Identify the lines that contain the word "size" and copy each one.
[Start Raw data]
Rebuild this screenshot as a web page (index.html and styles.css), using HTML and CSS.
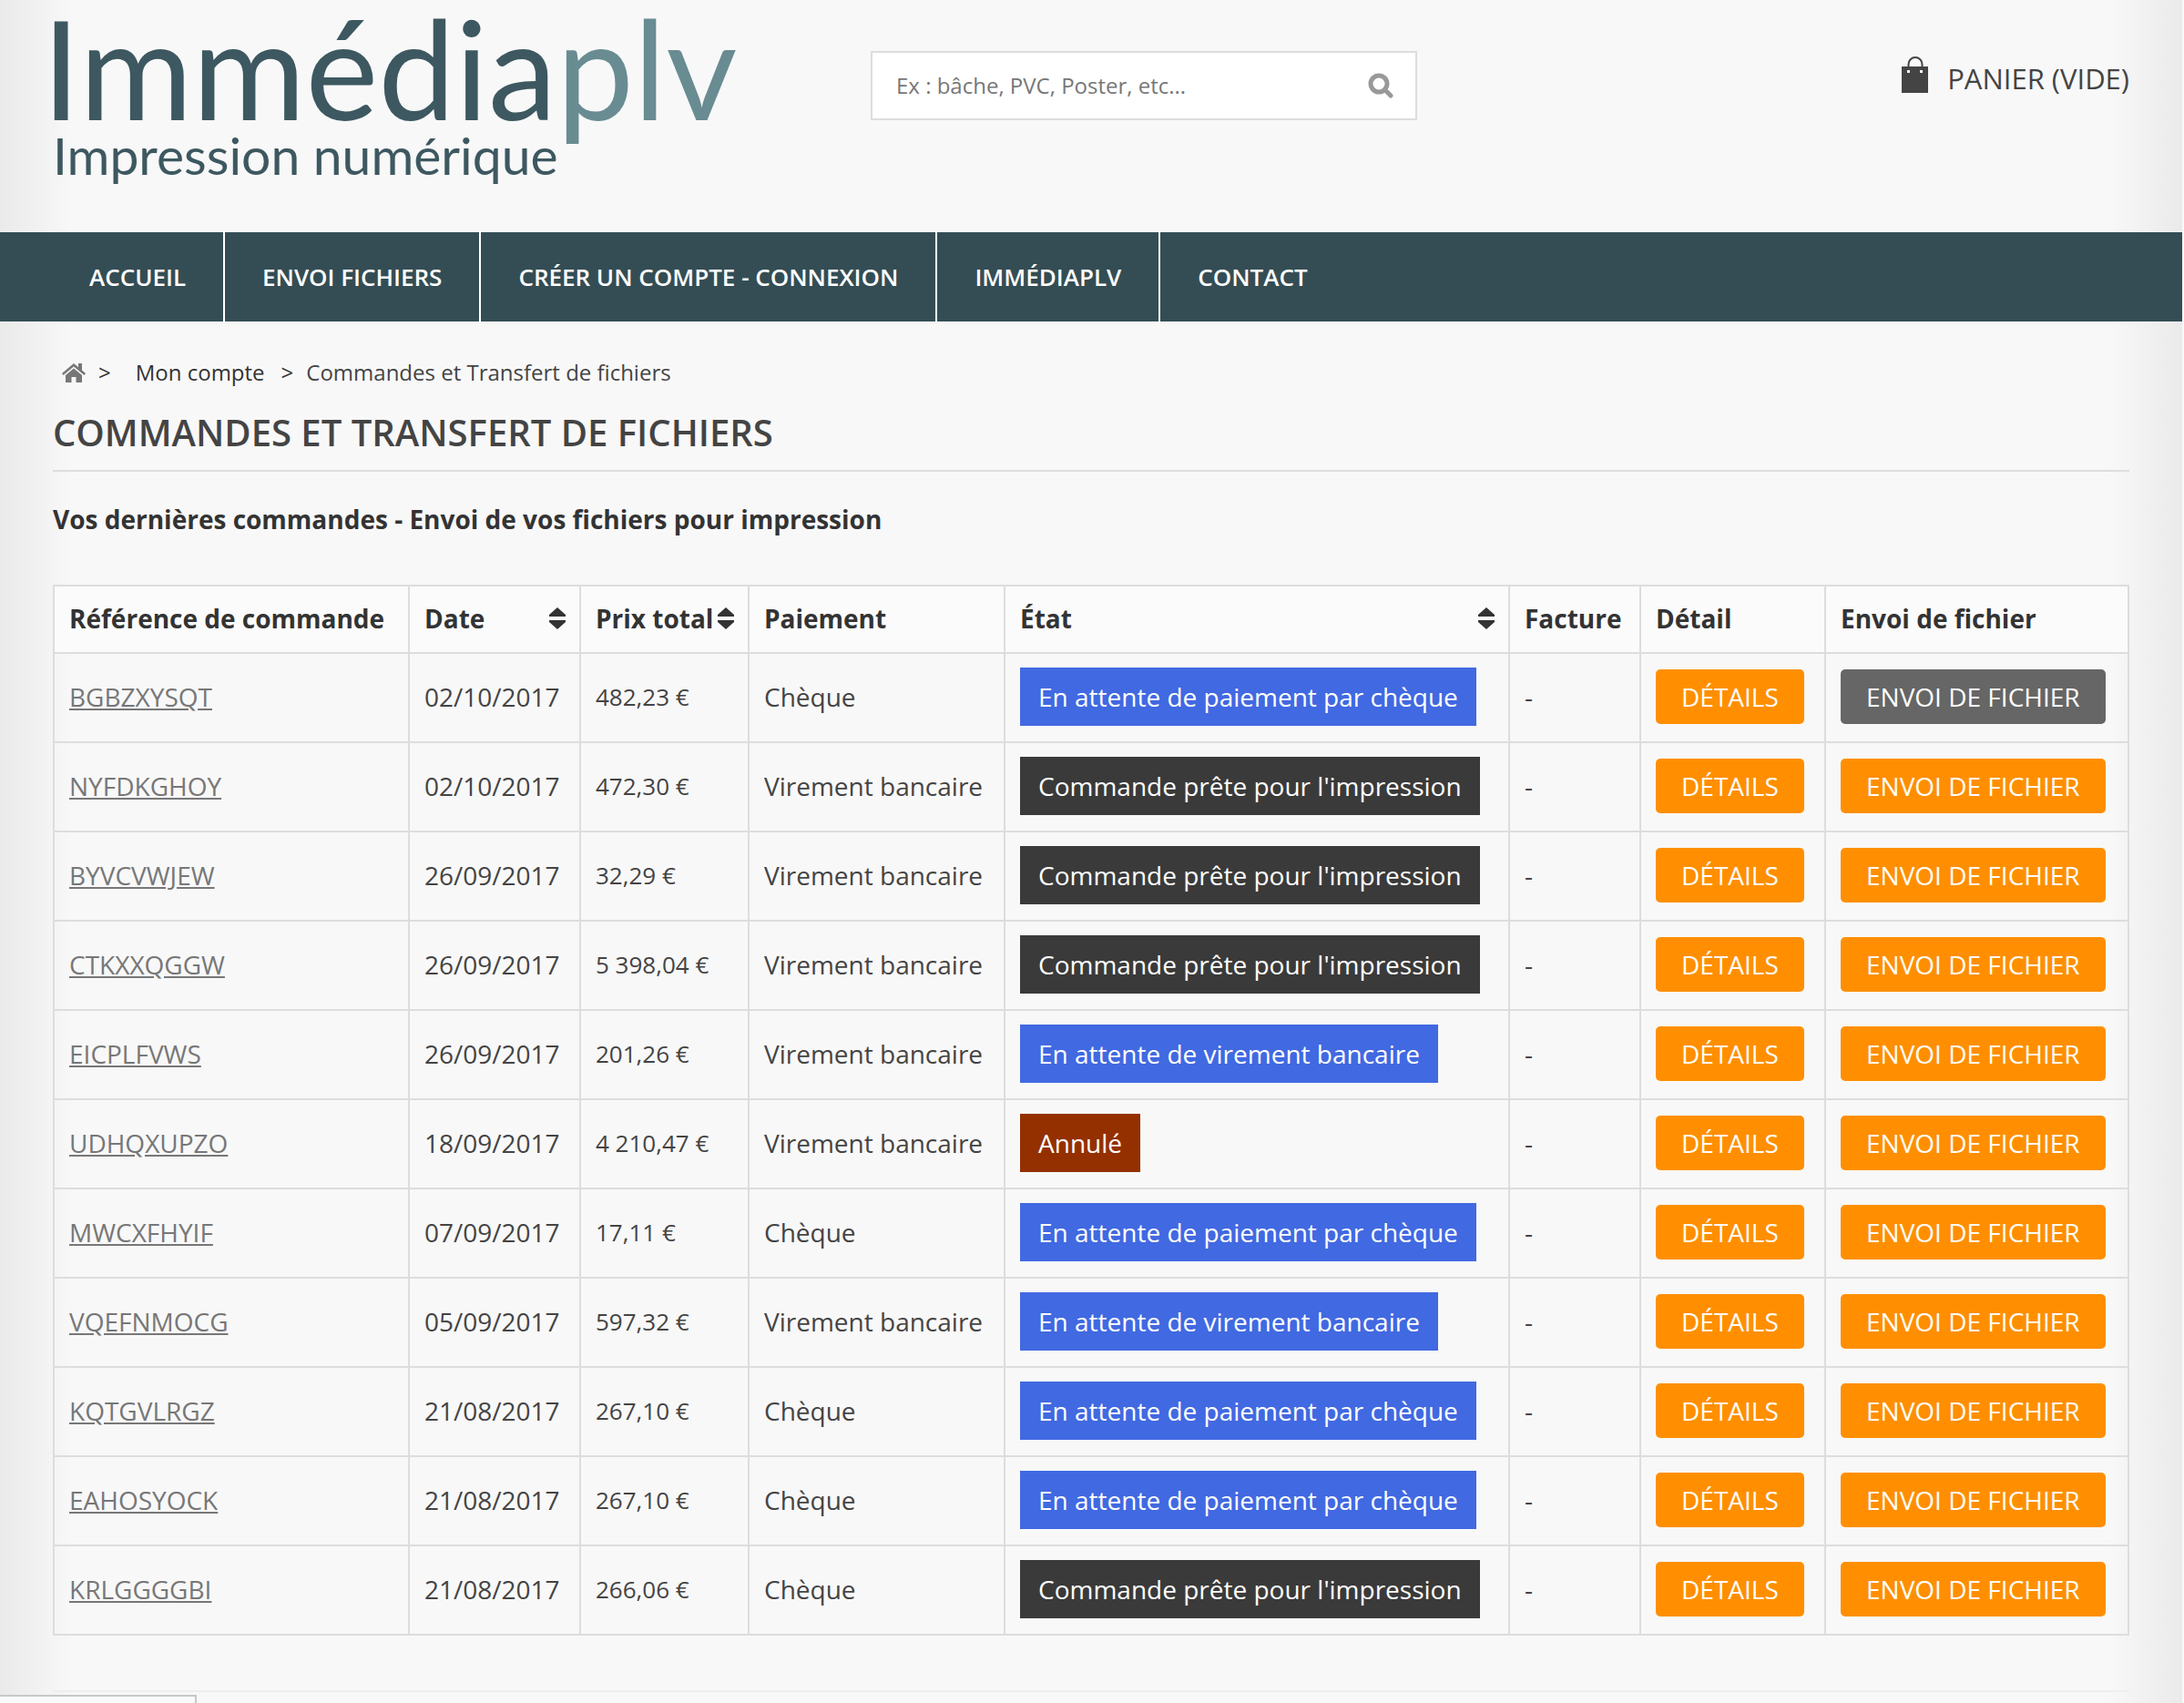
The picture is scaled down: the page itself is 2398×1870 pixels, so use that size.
FILE: index.html
```html
<!DOCTYPE html>
<html lang="fr">
<head>
<meta charset="utf-8">
<title>Commandes et Transfert de fichiers - Immédiaplv</title>
<link rel="stylesheet" href="styles.css">
</head>
<body>
<header class="header">
  <a class="logo" href="#">
    <span class="logo-name">Immédia<span class="logo-accent">plv</span></span>
    <span class="logo-tagline">Impression numérique</span>
  </a>
  <form class="search" role="search">
    <input class="search-input" type="text" aria-label="Rechercher" placeholder="Ex : bâche, PVC, Poster, etc...">
    <button class="search-button" type="button" aria-label="Rechercher">
      <svg width="28" height="28" viewBox="0 0 28 28" fill="none" stroke="#999" stroke-linecap="round"><circle cx="12" cy="12" r="9" stroke-width="5"/><path d="M19 19l6 6" stroke-width="5"/></svg>
    </button>
  </form>
  <a class="cart" href="#">
    <svg width="30" height="40" viewBox="0 0 30 40"><path d="M7.500 12V8.500a7.500 7.500 0 0 1 15 0V12" fill="none" stroke="#444" stroke-width="2"/><path fill="#444" d="M0 11h29v29H0z"/><path fill="#f8f8f8" d="M6 15h3v3H6zM20 15h3v3h-3z"/></svg>
    <span>PANIER (VIDE)</span>
  </a>
</header>
<nav class="nav">
  <a href="#">ACCUEIL</a>
  <a href="#">ENVOI FICHIERS</a>
  <a href="#">CRÉER UN COMPTE - CONNEXION</a>
  <a href="#">IMMÉDIAPLV</a>
  <a href="#">CONTACT</a>
</nav>
<main class="main">
  <div class="breadcrumb">
    <a class="home" href="#" aria-label="Accueil"><svg width="26" height="22" viewBox="0 0 26 22" fill="#777"><path d="M13 1L0 12l1.500 2L13 4.500 24.500 14l1.500-2-4-3.500V1h-4v4.200z"/><path d="M13 6.500L4 14v8h6.500v-6h5v6H22v-8z"/></svg></a>
    <span class="sep">&gt;</span>
    <a class="crumb" href="#">Mon compte</a>
    <span class="sep">&gt;</span>
    <span class="current">Commandes et Transfert de fichiers</span>
  </div>
  <h1 class="title">COMMANDES ET TRANSFERT DE FICHIERS</h1>
  <p class="intro">Vos dernières commandes - Envoi de vos fichiers pour impression</p>
  <table class="orders">
    <colgroup><col class="c-ref"><col class="c-date"><col class="c-price"><col class="c-pay"><col><col class="c-invoice"><col class="c-detail"><col class="c-send"></colgroup>
    <thead>
      <tr>
        <th>Référence de commande</th>
        <th><div class="sortable">Date<svg class="sort" width="18" height="24" viewBox="0 0 18 24"><path d="M9 0l9 8v2H0V8zM0 14h18v2l-9 8-9-8z"/></svg></div></th>
        <th><div class="sortable">Prix total<svg class="sort" width="18" height="24" viewBox="0 0 18 24"><path d="M9 0l9 8v2H0V8zM0 14h18v2l-9 8-9-8z"/></svg></div></th>
        <th>Paiement</th>
        <th><div class="sortable">État<svg class="sort" width="18" height="24" viewBox="0 0 18 24"><path d="M9 0l9 8v2H0V8zM0 14h18v2l-9 8-9-8z"/></svg></div></th>
        <th>Facture</th>
        <th>Détail</th>
        <th>Envoi de fichier</th>
      </tr>
    </thead>
    <tbody>
      <tr><td><a class="ref" href="#">BGBZXYSQT</a></td><td>02/10/2017</td><td class="price">482,23 €</td><td>Chèque</td><td><span class="state waiting">En attente de paiement par chèque</span></td><td>-</td><td><button class="btn">DÉTAILS</button></td><td><button class="btn btn-hover">ENVOI DE FICHIER</button></td></tr>
      <tr><td><a class="ref" href="#">NYFDKGHOY</a></td><td>02/10/2017</td><td class="price">472,30 €</td><td>Virement bancaire</td><td><span class="state ready">Commande prête pour l'impression</span></td><td>-</td><td><button class="btn">DÉTAILS</button></td><td><button class="btn">ENVOI DE FICHIER</button></td></tr>
      <tr><td><a class="ref" href="#">BYVCVWJEW</a></td><td>26/09/2017</td><td class="price">32,29 €</td><td>Virement bancaire</td><td><span class="state ready">Commande prête pour l'impression</span></td><td>-</td><td><button class="btn">DÉTAILS</button></td><td><button class="btn">ENVOI DE FICHIER</button></td></tr>
      <tr><td><a class="ref" href="#">CTKXXQGGW</a></td><td>26/09/2017</td><td class="price">5 398,04 €</td><td>Virement bancaire</td><td><span class="state ready">Commande prête pour l'impression</span></td><td>-</td><td><button class="btn">DÉTAILS</button></td><td><button class="btn">ENVOI DE FICHIER</button></td></tr>
      <tr><td><a class="ref" href="#">EICPLFVWS</a></td><td>26/09/2017</td><td class="price">201,26 €</td><td>Virement bancaire</td><td><span class="state waiting">En attente de virement bancaire</span></td><td>-</td><td><button class="btn">DÉTAILS</button></td><td><button class="btn">ENVOI DE FICHIER</button></td></tr>
      <tr><td><a class="ref" href="#">UDHQXUPZO</a></td><td>18/09/2017</td><td class="price">4 210,47 €</td><td>Virement bancaire</td><td><span class="state cancelled">Annulé</span></td><td>-</td><td><button class="btn">DÉTAILS</button></td><td><button class="btn">ENVOI DE FICHIER</button></td></tr>
      <tr><td><a class="ref" href="#">MWCXFHYIF</a></td><td>07/09/2017</td><td class="price">17,11 €</td><td>Chèque</td><td><span class="state waiting">En attente de paiement par chèque</span></td><td>-</td><td><button class="btn">DÉTAILS</button></td><td><button class="btn">ENVOI DE FICHIER</button></td></tr>
      <tr><td><a class="ref" href="#">VQEFNMOCG</a></td><td>05/09/2017</td><td class="price">597,32 €</td><td>Virement bancaire</td><td><span class="state waiting">En attente de virement bancaire</span></td><td>-</td><td><button class="btn">DÉTAILS</button></td><td><button class="btn">ENVOI DE FICHIER</button></td></tr>
      <tr><td><a class="ref" href="#">KQTGVLRGZ</a></td><td>21/08/2017</td><td class="price">267,10 €</td><td>Chèque</td><td><span class="state waiting">En attente de paiement par chèque</span></td><td>-</td><td><button class="btn">DÉTAILS</button></td><td><button class="btn">ENVOI DE FICHIER</button></td></tr>
      <tr><td><a class="ref" href="#">EAHOSYOCK</a></td><td>21/08/2017</td><td class="price">267,10 €</td><td>Chèque</td><td><span class="state waiting">En attente de paiement par chèque</span></td><td>-</td><td><button class="btn">DÉTAILS</button></td><td><button class="btn">ENVOI DE FICHIER</button></td></tr>
      <tr><td><a class="ref" href="#">KRLGGGGBI</a></td><td>21/08/2017</td><td class="price">266,06 €</td><td>Chèque</td><td><span class="state ready">Commande prête pour l'impression</span></td><td>-</td><td><button class="btn">DÉTAILS</button></td><td><button class="btn">ENVOI DE FICHIER</button></td></tr>
    </tbody>
  </table>
  <hr class="rule">
</main>
<div class="status-bar"></div>
</body>
</html>
```
FILE: styles.css
```css
* { box-sizing: border-box; }

html { overflow: hidden; background: #f8f8f8; }

body {
  margin: 0 2px 0 0;
  min-height: 100vh;
  color: #444;
  font: 28px/40px "Open Sans", sans-serif;
  background:
    linear-gradient(to right, #eaeaea, rgba(248, 248, 248, 0)) left / 80px 100% no-repeat,
    linear-gradient(to left, #eaeaea, rgba(248, 248, 248, 0)) right / 80px 100% no-repeat,
    #f8f8f8;
}

a { color: inherit; text-decoration: none; }
svg { display: block; flex: none; }
button, input { font: inherit; }

.header {
  display: grid;
  grid-template-columns: 898px 600px 1fr;
  align-items: start;
  height: 255px;
  padding: 0 58px;
}

.logo {
  display: flex;
  flex-direction: column;
  padding-top: 4px;
  color: #3d5860;
  font-family: Lato, sans-serif;
  white-space: nowrap;
}
.logo-name { margin-left: -12px; font-size: 151px; line-height: 140px; }
.logo-accent { color: #688c92; }
.logo-tagline { font-size: 57px; line-height: 52px; }

.search {
  display: flex;
  align-items: center;
  height: 76px;
  margin-top: 56px;
  border: 2px solid #ddd;
  background: #fff;
}
.search-input {
  flex: 1;
  min-width: 0;
  height: 72px;
  padding: 0 26px 2px;
  border: 0;
  outline: 0;
  background: none;
  color: #777;
  font-size: 24px;
}
.search-input::placeholder { color: #777; opacity: 1; }
.search-button { padding: 0 24px; border: 0; background: none; }

.cart {
  display: flex;
  justify-content: flex-end;
  gap: 20px;
  margin-top: 62px;
  font-size: 31px;
  line-height: 48px;
}

.nav {
  display: flex;
  height: 98px;
  margin-right: -2px;
  padding-left: 57px;
  background: #344d54;
  color: #fff;
  font-size: 26px;
  font-weight: 600;
  line-height: 98px;
}
.nav a { padding: 0 41px; border-right: 2px solid #fff; }
.nav a:last-child { border-right: 0; }

.main { padding: 36px 58px 0; }

.breadcrumb {
  display: flex;
  align-items: center;
  padding-left: 10px;
  font-size: 24px;
  color: #333;
}
.sep { padding: 0 14px; }
.crumb { padding: 0 4px 0 13px; }
.current { color: #444; }

.title {
  margin: 16px 0 32px;
  padding-bottom: 11px;
  border-bottom: 2px solid #ddd;
  font-size: 40px;
  font-weight: 600;
  line-height: 60px;
}

.intro {
  margin: 0 0 52px;
  color: #333;
  font-weight: 700;
}

.orders {
  width: 100%;
  table-layout: fixed;
  border-collapse: collapse;
  white-space: nowrap;
}
.orders th, .orders td {
  padding: 15px 16px 17px;
  border: 2px solid #ddd;
  text-align: left;
  vertical-align: middle;
}
.orders th { background: #fbfbfb; color: #333; font-weight: 700; }
.orders .price { font-size: 26px; }
.c-ref { width: 390px; }
.c-date { width: 188px; }
.c-price { width: 185px; }
.c-pay { width: 281px; }
.c-invoice { width: 144px; }
.c-detail { width: 203px; }
.c-send { width: 333px; }

.sortable { display: flex; align-items: center; justify-content: space-between; margin-right: -1px; }
.sort { fill: #333; }

.ref { color: #777; text-decoration: underline; }

.state { display: block; width: max-content; padding: 12px 20px; color: #fff; }
.waiting { background: #4169e1; }
.ready { background: #3a3a3a; }
.cancelled { background: #943000; }

.btn {
  display: block;
  height: 60px;
  padding: 0 28px;
  border: 0;
  border-radius: 5px;
  background: #ff8f00;
  color: #fff;
}
.btn-hover { background: #666; }

.rule { margin: 60px 0 0; border: 0; border-top: 2px solid #eee; }

/* Link preview shown by the browser in the corner of the window */
.status-bar {
  position: fixed;
  left: 0;
  bottom: 0;
  width: 216px;
  height: 9px;
  border: 2px solid #c8c8c8;
  border-width: 2px 2px 0 0;
  background: #fafafa;
}
```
[End Raw data]
▸ **Answer to the exercise**:
The picture is scaled down: the page itself is 2398×1870 pixels, so use that size.
.logo-name { margin-left: -12px; font-size: 151px; line-height: 140px; }
.logo-tagline { font-size: 57px; line-height: 52px; }
  font-size: 24px;
  font-size: 31px;
  font-size: 26px;
  font-size: 24px;
  font-size: 40px;
.orders .price { font-size: 26px; }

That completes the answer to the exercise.